Reproduce every record exactly as it appears, but not the pictures.
^^^^^^^^^^^^^^^^
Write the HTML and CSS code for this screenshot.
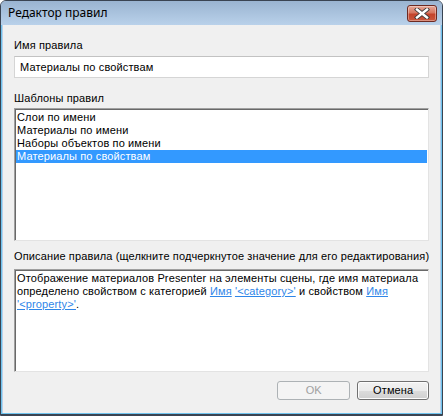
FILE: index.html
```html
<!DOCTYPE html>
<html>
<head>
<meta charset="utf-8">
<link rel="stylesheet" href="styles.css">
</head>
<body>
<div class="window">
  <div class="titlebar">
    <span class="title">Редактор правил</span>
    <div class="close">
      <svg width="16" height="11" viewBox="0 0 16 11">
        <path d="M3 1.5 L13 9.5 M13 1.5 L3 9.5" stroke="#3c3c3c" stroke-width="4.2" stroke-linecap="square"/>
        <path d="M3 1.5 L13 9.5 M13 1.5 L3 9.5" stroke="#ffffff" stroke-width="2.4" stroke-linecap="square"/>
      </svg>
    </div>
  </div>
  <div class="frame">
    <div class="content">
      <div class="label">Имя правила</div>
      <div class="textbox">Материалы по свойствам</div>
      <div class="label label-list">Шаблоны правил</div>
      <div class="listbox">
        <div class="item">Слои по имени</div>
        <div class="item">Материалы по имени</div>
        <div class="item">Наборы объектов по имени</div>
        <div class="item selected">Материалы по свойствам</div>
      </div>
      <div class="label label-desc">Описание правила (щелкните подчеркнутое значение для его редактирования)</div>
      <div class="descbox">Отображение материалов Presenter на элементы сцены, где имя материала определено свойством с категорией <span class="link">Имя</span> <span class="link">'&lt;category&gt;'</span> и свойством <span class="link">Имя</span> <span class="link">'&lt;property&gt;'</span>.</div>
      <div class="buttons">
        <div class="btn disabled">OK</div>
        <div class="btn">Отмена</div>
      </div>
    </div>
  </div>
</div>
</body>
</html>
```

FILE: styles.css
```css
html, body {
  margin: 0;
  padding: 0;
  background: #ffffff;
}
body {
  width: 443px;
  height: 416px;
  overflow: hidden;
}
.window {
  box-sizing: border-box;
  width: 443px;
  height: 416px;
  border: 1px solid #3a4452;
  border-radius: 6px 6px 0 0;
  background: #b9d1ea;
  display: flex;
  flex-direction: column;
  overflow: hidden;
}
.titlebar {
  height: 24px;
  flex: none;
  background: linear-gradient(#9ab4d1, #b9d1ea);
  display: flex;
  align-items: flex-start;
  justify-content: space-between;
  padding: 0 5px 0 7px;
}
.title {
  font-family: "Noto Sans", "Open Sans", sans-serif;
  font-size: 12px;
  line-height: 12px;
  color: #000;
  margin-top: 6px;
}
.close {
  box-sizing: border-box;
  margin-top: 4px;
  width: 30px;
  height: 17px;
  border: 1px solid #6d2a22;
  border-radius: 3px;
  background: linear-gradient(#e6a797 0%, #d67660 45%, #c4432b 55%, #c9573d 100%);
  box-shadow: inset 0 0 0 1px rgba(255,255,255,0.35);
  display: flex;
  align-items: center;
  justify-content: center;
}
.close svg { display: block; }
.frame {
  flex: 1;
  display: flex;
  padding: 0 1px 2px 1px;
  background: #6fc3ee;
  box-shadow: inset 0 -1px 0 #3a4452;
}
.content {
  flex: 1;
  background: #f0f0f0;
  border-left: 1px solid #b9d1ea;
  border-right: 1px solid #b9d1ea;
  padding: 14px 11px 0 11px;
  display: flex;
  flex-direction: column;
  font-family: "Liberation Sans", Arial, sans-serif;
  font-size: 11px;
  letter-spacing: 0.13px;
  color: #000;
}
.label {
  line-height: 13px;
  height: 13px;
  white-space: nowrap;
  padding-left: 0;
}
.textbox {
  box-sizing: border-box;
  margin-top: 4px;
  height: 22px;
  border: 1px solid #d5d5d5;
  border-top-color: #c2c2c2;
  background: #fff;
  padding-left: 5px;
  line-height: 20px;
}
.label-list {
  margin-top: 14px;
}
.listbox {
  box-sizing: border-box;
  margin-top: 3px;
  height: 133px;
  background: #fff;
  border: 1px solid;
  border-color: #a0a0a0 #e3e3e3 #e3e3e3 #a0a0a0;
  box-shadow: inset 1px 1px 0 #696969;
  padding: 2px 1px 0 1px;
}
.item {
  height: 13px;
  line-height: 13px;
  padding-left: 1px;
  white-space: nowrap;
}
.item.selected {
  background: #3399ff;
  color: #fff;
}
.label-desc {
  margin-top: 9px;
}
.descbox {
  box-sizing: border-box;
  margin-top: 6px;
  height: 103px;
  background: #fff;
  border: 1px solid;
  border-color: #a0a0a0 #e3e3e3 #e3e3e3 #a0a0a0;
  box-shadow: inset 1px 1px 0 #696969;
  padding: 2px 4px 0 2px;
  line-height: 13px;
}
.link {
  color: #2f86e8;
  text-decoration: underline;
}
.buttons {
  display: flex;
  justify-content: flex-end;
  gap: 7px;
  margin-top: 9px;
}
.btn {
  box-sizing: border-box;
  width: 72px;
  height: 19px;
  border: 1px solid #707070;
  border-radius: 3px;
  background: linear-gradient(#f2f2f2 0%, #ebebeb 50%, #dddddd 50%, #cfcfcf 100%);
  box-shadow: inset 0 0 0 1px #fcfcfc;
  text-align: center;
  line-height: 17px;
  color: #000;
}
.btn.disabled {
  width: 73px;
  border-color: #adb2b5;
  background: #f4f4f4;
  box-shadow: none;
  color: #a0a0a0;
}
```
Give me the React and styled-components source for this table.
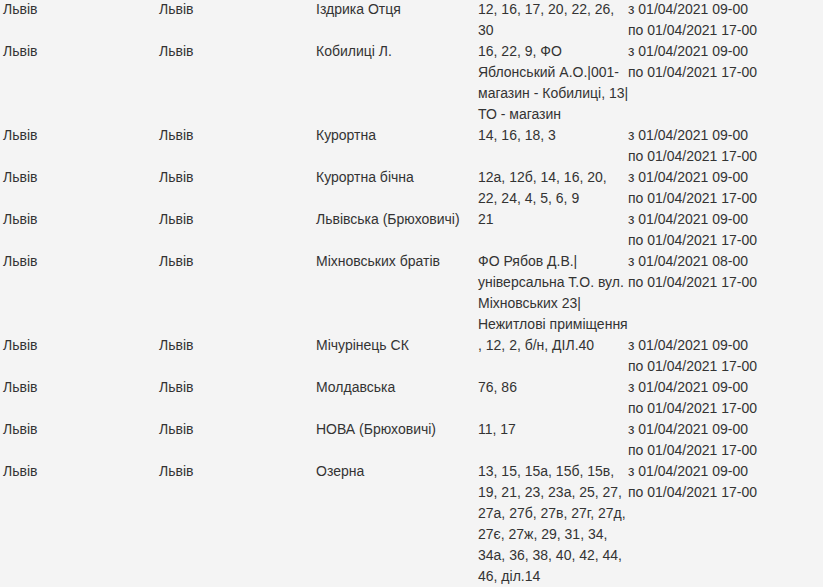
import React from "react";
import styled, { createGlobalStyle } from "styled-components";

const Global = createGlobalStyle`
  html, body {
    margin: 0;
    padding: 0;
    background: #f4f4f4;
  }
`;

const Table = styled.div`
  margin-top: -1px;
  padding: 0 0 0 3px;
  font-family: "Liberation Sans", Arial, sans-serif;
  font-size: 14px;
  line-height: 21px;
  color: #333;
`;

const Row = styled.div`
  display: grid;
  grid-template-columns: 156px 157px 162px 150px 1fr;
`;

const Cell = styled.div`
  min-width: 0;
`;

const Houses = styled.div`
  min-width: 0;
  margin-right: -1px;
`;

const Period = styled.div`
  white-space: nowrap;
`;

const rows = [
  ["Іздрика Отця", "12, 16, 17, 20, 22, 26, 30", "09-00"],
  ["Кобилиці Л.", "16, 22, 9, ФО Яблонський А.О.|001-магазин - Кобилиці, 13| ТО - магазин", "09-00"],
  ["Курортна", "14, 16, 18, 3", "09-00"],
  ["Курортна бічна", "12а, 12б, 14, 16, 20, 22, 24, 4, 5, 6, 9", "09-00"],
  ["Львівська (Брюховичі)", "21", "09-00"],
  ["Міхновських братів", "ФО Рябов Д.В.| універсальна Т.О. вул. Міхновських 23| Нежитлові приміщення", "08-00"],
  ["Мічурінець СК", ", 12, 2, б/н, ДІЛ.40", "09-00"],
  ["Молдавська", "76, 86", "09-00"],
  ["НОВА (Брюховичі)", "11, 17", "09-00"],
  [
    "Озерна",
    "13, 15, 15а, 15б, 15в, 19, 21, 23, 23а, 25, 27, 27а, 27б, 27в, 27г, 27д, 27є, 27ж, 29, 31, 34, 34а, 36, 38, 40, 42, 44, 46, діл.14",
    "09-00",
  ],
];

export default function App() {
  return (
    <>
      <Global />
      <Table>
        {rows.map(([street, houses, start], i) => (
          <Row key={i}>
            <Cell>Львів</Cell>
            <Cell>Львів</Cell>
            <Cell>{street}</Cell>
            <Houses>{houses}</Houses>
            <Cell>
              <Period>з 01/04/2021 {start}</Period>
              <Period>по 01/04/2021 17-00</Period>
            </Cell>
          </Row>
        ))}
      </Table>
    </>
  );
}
^^^^^^^^^^^^^^^^
Written reply ::
Write the HTML and CSS code for this screenshot.
FILE: index.html
```html
<!DOCTYPE html>
<html>
<head>
<meta charset="utf-8">
<link rel="stylesheet" href="styles.css">
</head>
<body>
<div class="window">
  <div class="titlebar">
    <span class="title">Редактор правил</span>
    <div class="close">
      <svg width="16" height="11" viewBox="0 0 16 11">
        <path d="M3 1.5 L13 9.5 M13 1.5 L3 9.5" stroke="#3c3c3c" stroke-width="4.2" stroke-linecap="square"/>
        <path d="M3 1.5 L13 9.5 M13 1.5 L3 9.5" stroke="#ffffff" stroke-width="2.4" stroke-linecap="square"/>
      </svg>
    </div>
  </div>
  <div class="frame">
    <div class="content">
      <div class="label">Имя правила</div>
      <div class="textbox">Материалы по свойствам</div>
      <div class="label label-list">Шаблоны правил</div>
      <div class="listbox">
        <div class="item">Слои по имени</div>
        <div class="item">Материалы по имени</div>
        <div class="item">Наборы объектов по имени</div>
        <div class="item selected">Материалы по свойствам</div>
      </div>
      <div class="label label-desc">Описание правила (щелкните подчеркнутое значение для его редактирования)</div>
      <div class="descbox">Отображение материалов Presenter на элементы сцены, где имя материала определено свойством с категорией <span class="link">Имя</span> <span class="link">'&lt;category&gt;'</span> и свойством <span class="link">Имя</span> <span class="link">'&lt;property&gt;'</span>.</div>
      <div class="buttons">
        <div class="btn disabled">OK</div>
        <div class="btn">Отмена</div>
      </div>
    </div>
  </div>
</div>
</body>
</html>
```

FILE: styles.css
```css
html, body {
  margin: 0;
  padding: 0;
  background: #ffffff;
}
body {
  width: 443px;
  height: 416px;
  overflow: hidden;
}
.window {
  box-sizing: border-box;
  width: 443px;
  height: 416px;
  border: 1px solid #3a4452;
  border-radius: 6px 6px 0 0;
  background: #b9d1ea;
  display: flex;
  flex-direction: column;
  overflow: hidden;
}
.titlebar {
  height: 24px;
  flex: none;
  background: linear-gradient(#9ab4d1, #b9d1ea);
  display: flex;
  align-items: flex-start;
  justify-content: space-between;
  padding: 0 5px 0 7px;
}
.title {
  font-family: "Noto Sans", "Open Sans", sans-serif;
  font-size: 12px;
  line-height: 12px;
  color: #000;
  margin-top: 6px;
}
.close {
  box-sizing: border-box;
  margin-top: 4px;
  width: 30px;
  height: 17px;
  border: 1px solid #6d2a22;
  border-radius: 3px;
  background: linear-gradient(#e6a797 0%, #d67660 45%, #c4432b 55%, #c9573d 100%);
  box-shadow: inset 0 0 0 1px rgba(255,255,255,0.35);
  display: flex;
  align-items: center;
  justify-content: center;
}
.close svg { display: block; }
.frame {
  flex: 1;
  display: flex;
  padding: 0 1px 2px 1px;
  background: #6fc3ee;
  box-shadow: inset 0 -1px 0 #3a4452;
}
.content {
  flex: 1;
  background: #f0f0f0;
  border-left: 1px solid #b9d1ea;
  border-right: 1px solid #b9d1ea;
  padding: 14px 11px 0 11px;
  display: flex;
  flex-direction: column;
  font-family: "Liberation Sans", Arial, sans-serif;
  font-size: 11px;
  letter-spacing: 0.13px;
  color: #000;
}
.label {
  line-height: 13px;
  height: 13px;
  white-space: nowrap;
  padding-left: 0;
}
.textbox {
  box-sizing: border-box;
  margin-top: 4px;
  height: 22px;
  border: 1px solid #d5d5d5;
  border-top-color: #c2c2c2;
  background: #fff;
  padding-left: 5px;
  line-height: 20px;
}
.label-list {
  margin-top: 14px;
}
.listbox {
  box-sizing: border-box;
  margin-top: 3px;
  height: 133px;
  background: #fff;
  border: 1px solid;
  border-color: #a0a0a0 #e3e3e3 #e3e3e3 #a0a0a0;
  box-shadow: inset 1px 1px 0 #696969;
  padding: 2px 1px 0 1px;
}
.item {
  height: 13px;
  line-height: 13px;
  padding-left: 1px;
  white-space: nowrap;
}
.item.selected {
  background: #3399ff;
  color: #fff;
}
.label-desc {
  margin-top: 9px;
}
.descbox {
  box-sizing: border-box;
  margin-top: 6px;
  height: 103px;
  background: #fff;
  border: 1px solid;
  border-color: #a0a0a0 #e3e3e3 #e3e3e3 #a0a0a0;
  box-shadow: inset 1px 1px 0 #696969;
  padding: 2px 4px 0 2px;
  line-height: 13px;
}
.link {
  color: #2f86e8;
  text-decoration: underline;
}
.buttons {
  display: flex;
  justify-content: flex-end;
  gap: 7px;
  margin-top: 9px;
}
.btn {
  box-sizing: border-box;
  width: 72px;
  height: 19px;
  border: 1px solid #707070;
  border-radius: 3px;
  background: linear-gradient(#f2f2f2 0%, #ebebeb 50%, #dddddd 50%, #cfcfcf 100%);
  box-shadow: inset 0 0 0 1px #fcfcfc;
  text-align: center;
  line-height: 17px;
  color: #000;
}
.btn.disabled {
  width: 73px;
  border-color: #adb2b5;
  background: #f4f4f4;
  box-shadow: none;
  color: #a0a0a0;
}
```
Give me the React and styled-components source for this table.
import React from "react";
import styled, { createGlobalStyle } from "styled-components";

const Global = createGlobalStyle`
  html, body {
    margin: 0;
    padding: 0;
    background: #f4f4f4;
  }
`;

const Table = styled.div`
  margin-top: -1px;
  padding: 0 0 0 3px;
  font-family: "Liberation Sans", Arial, sans-serif;
  font-size: 14px;
  line-height: 21px;
  color: #333;
`;

const Row = styled.div`
  display: grid;
  grid-template-columns: 156px 157px 162px 150px 1fr;
`;

const Cell = styled.div`
  min-width: 0;
`;

const Houses = styled.div`
  min-width: 0;
  margin-right: -1px;
`;

const Period = styled.div`
  white-space: nowrap;
`;

const rows = [
  ["Іздрика Отця", "12, 16, 17, 20, 22, 26, 30", "09-00"],
  ["Кобилиці Л.", "16, 22, 9, ФО Яблонський А.О.|001-магазин - Кобилиці, 13| ТО - магазин", "09-00"],
  ["Курортна", "14, 16, 18, 3", "09-00"],
  ["Курортна бічна", "12а, 12б, 14, 16, 20, 22, 24, 4, 5, 6, 9", "09-00"],
  ["Львівська (Брюховичі)", "21", "09-00"],
  ["Міхновських братів", "ФО Рябов Д.В.| універсальна Т.О. вул. Міхновських 23| Нежитлові приміщення", "08-00"],
  ["Мічурінець СК", ", 12, 2, б/н, ДІЛ.40", "09-00"],
  ["Молдавська", "76, 86", "09-00"],
  ["НОВА (Брюховичі)", "11, 17", "09-00"],
  [
    "Озерна",
    "13, 15, 15а, 15б, 15в, 19, 21, 23, 23а, 25, 27, 27а, 27б, 27в, 27г, 27д, 27є, 27ж, 29, 31, 34, 34а, 36, 38, 40, 42, 44, 46, діл.14",
    "09-00",
  ],
];

export default function App() {
  return (
    <>
      <Global />
      <Table>
        {rows.map(([street, houses, start], i) => (
          <Row key={i}>
            <Cell>Львів</Cell>
            <Cell>Львів</Cell>
            <Cell>{street}</Cell>
            <Houses>{houses}</Houses>
            <Cell>
              <Period>з 01/04/2021 {start}</Period>
              <Period>по 01/04/2021 17-00</Period>
            </Cell>
          </Row>
        ))}
      </Table>
    </>
  );
}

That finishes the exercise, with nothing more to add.